1. The classic lineup of Billy Gibbons, Dusty Hill, and Frank Beard had historic staying power.

The version of ZZ Top that featured Billy Gibbons on guitar, Dusty Hill on bass and keyboards, and Frank Beard on drums came together in late 1969, and this was the band’s lineup continuously until Hill’s passing in 2021. That span of nearly 52 years is the longest stretch for any band in popular music to have the same lineup. The band continues to tour, with former guitar tech Elwood Francis replacing Hill on bass.

2. Two members of ZZ Top toured as part of a fake version of The Zombies.

In 1969, shortly before joining ZZ Top, Hill and Beard were in one of two bands passing themselves off as the British psychedelic pop band The Zombies. The real Zombies had broken up in 1967 after recording their now-classic album, Odessey and Oracle. The album, and its eventual hit single, “Time of the Season,” took a while to gain popularity, and by the time there was demand for live performances in the U.S., the band had long ceased to exist. Enter Hill and Beard, who along with Mark Ramsey and Sebastian Meador, briefly toured as The Zombies, allowing Delta Promotions—which had booked tours for several other fraudulent acts—to take advantage of the real band’s sudden popularity.

3. Hill worked at DFW Airport—after ZZ Top achieved commercial success.

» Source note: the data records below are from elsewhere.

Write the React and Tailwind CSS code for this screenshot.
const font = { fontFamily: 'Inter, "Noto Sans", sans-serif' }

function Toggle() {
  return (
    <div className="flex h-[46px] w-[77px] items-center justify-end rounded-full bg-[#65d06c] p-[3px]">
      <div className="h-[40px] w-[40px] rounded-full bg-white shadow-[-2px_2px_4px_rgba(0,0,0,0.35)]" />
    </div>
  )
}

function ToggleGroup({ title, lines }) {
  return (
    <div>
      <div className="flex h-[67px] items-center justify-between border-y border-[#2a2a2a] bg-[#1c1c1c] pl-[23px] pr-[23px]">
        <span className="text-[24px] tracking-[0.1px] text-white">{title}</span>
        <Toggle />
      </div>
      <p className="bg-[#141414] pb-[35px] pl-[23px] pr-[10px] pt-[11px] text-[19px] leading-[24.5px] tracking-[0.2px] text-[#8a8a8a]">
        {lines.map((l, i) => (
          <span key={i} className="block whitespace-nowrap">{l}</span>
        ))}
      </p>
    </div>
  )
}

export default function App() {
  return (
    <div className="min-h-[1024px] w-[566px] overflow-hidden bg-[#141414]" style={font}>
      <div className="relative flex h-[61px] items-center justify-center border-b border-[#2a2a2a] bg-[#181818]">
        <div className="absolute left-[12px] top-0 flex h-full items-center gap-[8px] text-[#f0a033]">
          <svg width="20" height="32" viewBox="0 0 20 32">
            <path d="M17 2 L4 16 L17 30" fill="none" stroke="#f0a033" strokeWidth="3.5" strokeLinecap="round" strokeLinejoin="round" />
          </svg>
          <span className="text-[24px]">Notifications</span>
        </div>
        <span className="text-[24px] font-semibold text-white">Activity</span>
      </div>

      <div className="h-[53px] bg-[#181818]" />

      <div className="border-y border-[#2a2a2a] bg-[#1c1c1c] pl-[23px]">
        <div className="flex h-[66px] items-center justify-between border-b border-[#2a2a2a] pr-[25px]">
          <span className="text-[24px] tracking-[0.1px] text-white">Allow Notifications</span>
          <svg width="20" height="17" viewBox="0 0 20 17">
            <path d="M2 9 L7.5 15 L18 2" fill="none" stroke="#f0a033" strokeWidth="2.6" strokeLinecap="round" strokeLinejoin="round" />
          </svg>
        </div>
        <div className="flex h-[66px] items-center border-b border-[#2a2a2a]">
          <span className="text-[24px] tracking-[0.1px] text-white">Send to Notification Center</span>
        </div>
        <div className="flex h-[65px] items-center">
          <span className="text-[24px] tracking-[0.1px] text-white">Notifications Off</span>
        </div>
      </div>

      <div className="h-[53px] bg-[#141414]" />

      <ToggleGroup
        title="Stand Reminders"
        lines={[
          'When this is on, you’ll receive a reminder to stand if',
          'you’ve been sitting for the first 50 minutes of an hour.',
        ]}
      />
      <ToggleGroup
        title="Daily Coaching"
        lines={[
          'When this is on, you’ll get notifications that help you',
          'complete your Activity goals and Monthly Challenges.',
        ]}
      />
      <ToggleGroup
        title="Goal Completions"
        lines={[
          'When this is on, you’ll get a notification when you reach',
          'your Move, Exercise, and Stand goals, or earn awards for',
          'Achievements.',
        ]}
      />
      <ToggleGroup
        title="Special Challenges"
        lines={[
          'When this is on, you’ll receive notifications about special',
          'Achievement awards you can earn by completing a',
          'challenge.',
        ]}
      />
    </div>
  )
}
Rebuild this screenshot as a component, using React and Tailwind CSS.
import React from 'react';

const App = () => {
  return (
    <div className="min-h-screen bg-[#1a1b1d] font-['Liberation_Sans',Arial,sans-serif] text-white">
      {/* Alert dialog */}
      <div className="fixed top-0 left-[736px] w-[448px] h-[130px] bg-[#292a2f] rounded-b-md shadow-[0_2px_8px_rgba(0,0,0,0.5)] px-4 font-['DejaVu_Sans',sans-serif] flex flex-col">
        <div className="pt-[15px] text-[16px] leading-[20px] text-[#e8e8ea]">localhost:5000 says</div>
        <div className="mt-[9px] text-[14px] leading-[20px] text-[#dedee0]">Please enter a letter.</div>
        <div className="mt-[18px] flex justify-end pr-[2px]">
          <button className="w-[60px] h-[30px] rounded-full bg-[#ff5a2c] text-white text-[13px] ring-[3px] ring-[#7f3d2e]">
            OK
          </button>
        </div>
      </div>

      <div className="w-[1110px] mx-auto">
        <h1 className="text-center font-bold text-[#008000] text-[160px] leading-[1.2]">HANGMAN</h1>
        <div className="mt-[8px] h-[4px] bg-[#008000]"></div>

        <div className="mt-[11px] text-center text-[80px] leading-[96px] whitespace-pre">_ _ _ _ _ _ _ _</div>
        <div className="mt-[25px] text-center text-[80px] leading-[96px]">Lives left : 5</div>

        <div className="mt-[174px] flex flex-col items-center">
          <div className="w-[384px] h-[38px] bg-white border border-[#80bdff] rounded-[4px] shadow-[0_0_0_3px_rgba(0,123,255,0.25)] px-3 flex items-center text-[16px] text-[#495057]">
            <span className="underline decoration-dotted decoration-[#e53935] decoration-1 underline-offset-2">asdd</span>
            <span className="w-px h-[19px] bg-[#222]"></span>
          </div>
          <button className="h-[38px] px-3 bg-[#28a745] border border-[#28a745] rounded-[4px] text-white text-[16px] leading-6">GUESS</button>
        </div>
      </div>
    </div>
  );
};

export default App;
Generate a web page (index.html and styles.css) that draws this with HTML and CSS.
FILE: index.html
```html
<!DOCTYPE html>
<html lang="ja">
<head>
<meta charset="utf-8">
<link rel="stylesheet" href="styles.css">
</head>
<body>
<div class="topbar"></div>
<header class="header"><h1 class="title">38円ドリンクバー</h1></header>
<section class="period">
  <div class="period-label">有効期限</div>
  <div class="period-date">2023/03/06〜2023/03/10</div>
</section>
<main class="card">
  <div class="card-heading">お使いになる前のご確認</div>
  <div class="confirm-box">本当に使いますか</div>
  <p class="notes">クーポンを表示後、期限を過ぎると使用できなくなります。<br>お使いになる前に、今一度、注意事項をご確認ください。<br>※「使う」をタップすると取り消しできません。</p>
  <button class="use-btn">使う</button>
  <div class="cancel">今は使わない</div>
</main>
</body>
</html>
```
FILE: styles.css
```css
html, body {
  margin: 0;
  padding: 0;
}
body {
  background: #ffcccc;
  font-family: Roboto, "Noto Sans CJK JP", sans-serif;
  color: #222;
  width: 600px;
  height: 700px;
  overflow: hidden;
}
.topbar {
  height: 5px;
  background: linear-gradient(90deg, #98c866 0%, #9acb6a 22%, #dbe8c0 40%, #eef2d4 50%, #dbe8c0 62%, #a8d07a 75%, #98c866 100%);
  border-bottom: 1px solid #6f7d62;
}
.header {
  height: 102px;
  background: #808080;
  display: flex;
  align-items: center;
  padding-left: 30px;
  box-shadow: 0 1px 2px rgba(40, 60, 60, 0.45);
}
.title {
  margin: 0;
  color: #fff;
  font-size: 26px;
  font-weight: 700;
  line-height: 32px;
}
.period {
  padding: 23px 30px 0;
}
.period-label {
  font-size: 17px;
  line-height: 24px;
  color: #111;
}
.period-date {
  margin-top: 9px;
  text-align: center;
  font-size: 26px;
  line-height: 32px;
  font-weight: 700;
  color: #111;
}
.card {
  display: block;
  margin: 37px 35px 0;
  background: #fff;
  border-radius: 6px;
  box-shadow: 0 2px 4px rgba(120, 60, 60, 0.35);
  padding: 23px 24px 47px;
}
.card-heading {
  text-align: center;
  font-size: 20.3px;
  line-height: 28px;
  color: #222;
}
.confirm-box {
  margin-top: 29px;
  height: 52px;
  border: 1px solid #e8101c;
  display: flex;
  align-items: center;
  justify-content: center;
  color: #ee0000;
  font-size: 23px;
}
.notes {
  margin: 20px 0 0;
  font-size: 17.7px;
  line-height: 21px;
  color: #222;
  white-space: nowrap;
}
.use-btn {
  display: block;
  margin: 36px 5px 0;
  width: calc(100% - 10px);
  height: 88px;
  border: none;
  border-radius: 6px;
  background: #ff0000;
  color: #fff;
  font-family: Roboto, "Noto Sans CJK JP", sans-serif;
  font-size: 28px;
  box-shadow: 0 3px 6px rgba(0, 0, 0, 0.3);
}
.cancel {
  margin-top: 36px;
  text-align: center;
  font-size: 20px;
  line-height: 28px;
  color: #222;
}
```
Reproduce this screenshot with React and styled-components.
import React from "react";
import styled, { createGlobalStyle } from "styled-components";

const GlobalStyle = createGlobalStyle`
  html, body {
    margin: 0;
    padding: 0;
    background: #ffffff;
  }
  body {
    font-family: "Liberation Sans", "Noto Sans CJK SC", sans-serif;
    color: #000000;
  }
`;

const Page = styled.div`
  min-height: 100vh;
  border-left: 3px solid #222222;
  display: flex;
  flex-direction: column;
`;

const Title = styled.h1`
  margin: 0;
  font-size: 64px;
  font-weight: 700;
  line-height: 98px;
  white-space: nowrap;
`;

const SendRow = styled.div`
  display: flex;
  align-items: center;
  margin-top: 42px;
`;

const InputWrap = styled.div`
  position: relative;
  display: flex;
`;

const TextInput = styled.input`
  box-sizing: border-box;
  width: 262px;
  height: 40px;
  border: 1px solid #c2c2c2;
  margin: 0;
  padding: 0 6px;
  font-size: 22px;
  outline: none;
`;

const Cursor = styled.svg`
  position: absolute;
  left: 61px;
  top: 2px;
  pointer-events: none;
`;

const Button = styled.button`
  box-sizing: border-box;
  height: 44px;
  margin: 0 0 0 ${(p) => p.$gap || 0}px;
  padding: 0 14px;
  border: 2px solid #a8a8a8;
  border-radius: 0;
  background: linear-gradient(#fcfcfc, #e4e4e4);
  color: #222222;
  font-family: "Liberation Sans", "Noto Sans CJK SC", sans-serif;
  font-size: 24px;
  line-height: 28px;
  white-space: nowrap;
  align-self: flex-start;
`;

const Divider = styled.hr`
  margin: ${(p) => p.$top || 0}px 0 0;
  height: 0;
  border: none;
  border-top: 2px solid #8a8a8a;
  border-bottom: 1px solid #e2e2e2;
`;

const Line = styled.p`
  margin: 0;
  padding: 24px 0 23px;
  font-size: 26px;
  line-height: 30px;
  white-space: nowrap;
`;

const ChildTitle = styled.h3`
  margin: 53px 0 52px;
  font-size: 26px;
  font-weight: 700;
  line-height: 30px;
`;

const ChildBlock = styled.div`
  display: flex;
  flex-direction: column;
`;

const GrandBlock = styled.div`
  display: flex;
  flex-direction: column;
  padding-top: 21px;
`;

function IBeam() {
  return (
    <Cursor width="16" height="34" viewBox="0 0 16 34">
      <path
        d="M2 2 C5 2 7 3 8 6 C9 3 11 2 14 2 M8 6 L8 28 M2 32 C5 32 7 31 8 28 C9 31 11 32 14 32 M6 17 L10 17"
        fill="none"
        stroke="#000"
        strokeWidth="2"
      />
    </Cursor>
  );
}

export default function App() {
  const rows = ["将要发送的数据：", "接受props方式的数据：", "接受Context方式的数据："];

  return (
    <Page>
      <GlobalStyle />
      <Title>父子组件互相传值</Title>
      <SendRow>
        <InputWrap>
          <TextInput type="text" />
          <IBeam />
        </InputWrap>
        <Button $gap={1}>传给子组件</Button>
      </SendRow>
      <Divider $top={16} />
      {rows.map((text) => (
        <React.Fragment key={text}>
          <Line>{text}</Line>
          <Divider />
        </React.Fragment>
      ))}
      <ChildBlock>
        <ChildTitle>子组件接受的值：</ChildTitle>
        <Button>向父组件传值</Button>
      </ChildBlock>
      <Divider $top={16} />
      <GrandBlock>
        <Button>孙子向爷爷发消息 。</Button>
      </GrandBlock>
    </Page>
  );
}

Plenty of professional musicians have side gigs, but this situation was a little different. ZZ Top had already released three gold albums—Tres Hombres, Fandango! and Tejas—by the time Hill started working at Dallas’ airport. The band was on hiatus while Beard was getting treatment for drug addiction, and Hill saw it as an opportunity to do something besides music. Once the band came back together to record Degüello, however, Hill’s time of being an airport worker was in the rear-view mirror.

[RELATED: Behind the Lusty ZZ Top Song “Legs”]

4. Gibbons got an idea for an effect from watching Phil Donahue.

Why do the vocals sound so strange on “Manic Mechanic?” For this Degüello track, the band employed a pitch shifter that Gibbons learned about after watching an episode of The Phil Donahue Show. There was a segment that featured a guest who was protecting his identity by having the sound of his voice changed. Gibbons was intrigued and had Terry Manning, who was the engineer for Degüello, call the show to find out how they altered the guest’s voice. Upon learning which device the show used, he purchased it, and the low-pitched vocals on “Manic Mechanic” were the result.

5. A former radio DJ shaped the sound that made Eliminator an enormous hit.

Linden Hudson, a former DJ who served as a pre-production engineer on the band’s 1983 mega-smash, Eliminator, was an uncredited songwriter on several of the album’s tracks, contributed synthesizer effects, and programmed the drum machine. (In 1986, Hudson was awarded $600,000 in damages for not being credited as the sole writer for the song “Thug.”) Hudson was also responsible for the album’s faster, more danceable tempo, as he suggested that the band record their songs at or near 124 beats per minute (bpm)—a tempo that, he observed, a lot of hit songs had in common.

And a Bonus ZZ Top Fact You May Not Know!

The band’s turn to a more electronic sound in the 1980s was inspired in large part by Gibbons’ enthusiasm for the music of Orchestral Maneuvers in the Dark and Depeche Mode.